* begin *

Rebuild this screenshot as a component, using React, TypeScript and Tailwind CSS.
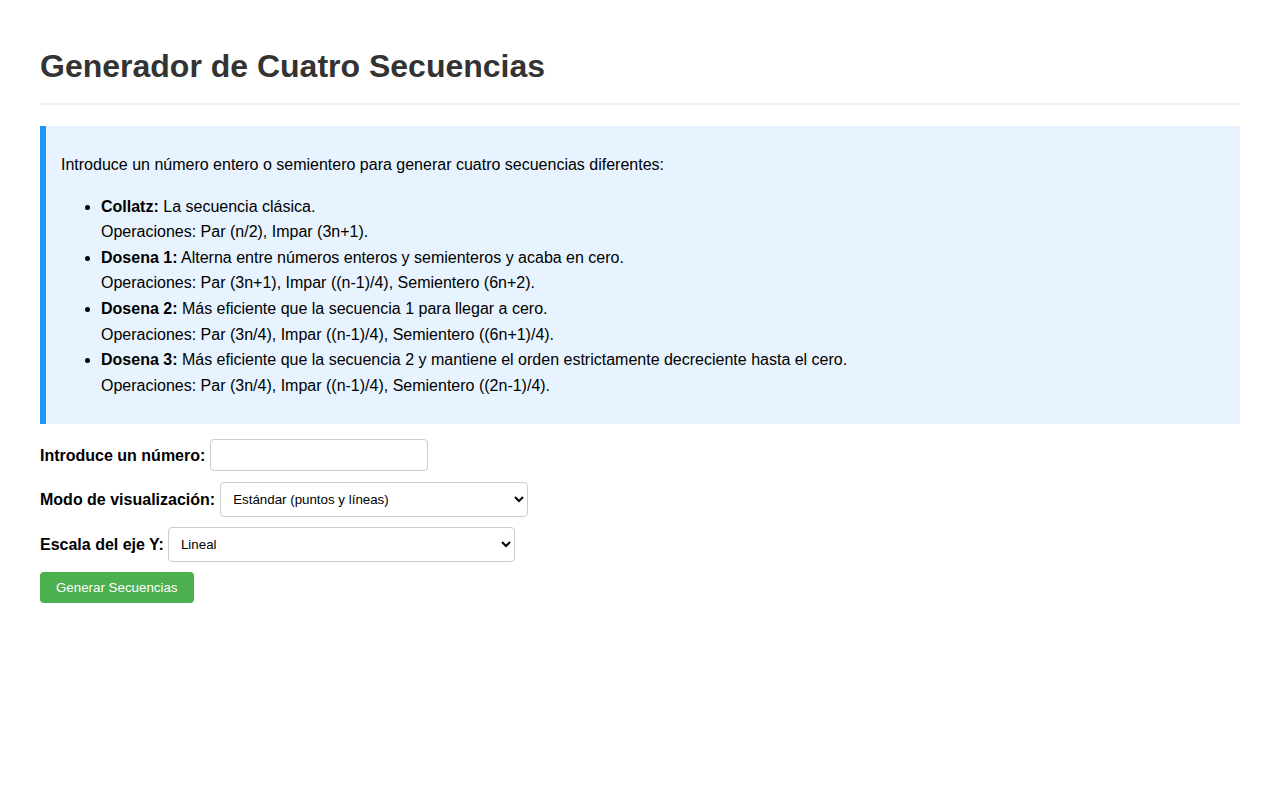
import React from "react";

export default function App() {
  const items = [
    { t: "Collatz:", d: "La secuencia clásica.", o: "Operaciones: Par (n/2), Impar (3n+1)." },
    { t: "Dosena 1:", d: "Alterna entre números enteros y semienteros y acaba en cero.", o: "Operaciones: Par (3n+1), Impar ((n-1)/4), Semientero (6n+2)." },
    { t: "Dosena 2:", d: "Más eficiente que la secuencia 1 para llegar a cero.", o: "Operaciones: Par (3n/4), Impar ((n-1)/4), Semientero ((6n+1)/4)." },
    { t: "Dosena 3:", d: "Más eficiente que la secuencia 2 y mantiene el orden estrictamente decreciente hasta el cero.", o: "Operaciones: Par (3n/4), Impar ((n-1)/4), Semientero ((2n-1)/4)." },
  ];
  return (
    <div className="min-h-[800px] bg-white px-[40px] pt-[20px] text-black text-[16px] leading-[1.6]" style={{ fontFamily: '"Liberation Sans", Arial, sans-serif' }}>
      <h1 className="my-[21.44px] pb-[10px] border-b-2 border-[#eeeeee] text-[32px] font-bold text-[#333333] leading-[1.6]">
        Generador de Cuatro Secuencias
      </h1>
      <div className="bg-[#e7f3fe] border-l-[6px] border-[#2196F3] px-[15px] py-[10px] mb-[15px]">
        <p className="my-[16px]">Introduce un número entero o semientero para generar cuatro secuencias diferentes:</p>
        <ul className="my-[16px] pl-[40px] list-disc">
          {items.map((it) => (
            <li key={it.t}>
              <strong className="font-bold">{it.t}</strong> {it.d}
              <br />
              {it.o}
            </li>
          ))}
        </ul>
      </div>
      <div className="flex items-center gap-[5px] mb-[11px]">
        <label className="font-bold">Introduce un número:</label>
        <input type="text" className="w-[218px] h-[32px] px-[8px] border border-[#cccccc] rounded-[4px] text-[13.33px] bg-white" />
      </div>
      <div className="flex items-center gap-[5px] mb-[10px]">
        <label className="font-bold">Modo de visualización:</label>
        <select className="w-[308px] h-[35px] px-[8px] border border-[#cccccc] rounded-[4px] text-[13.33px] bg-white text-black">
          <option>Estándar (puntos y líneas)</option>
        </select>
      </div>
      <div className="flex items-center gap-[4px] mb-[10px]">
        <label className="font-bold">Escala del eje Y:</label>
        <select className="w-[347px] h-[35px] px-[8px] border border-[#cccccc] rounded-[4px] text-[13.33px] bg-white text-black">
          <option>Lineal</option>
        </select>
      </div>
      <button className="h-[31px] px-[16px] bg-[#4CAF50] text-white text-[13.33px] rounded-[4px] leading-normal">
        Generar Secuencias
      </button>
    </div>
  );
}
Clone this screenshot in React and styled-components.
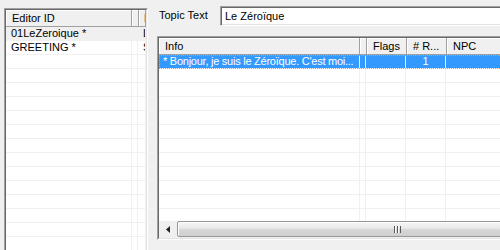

* end *

● Aim of the task
Take the material above from its first line through the line holding "import React from" and set it down exactly, without the pictures.

● Full answer
Rebuild this screenshot as a component, using React, TypeScript and Tailwind CSS.
import React from "react";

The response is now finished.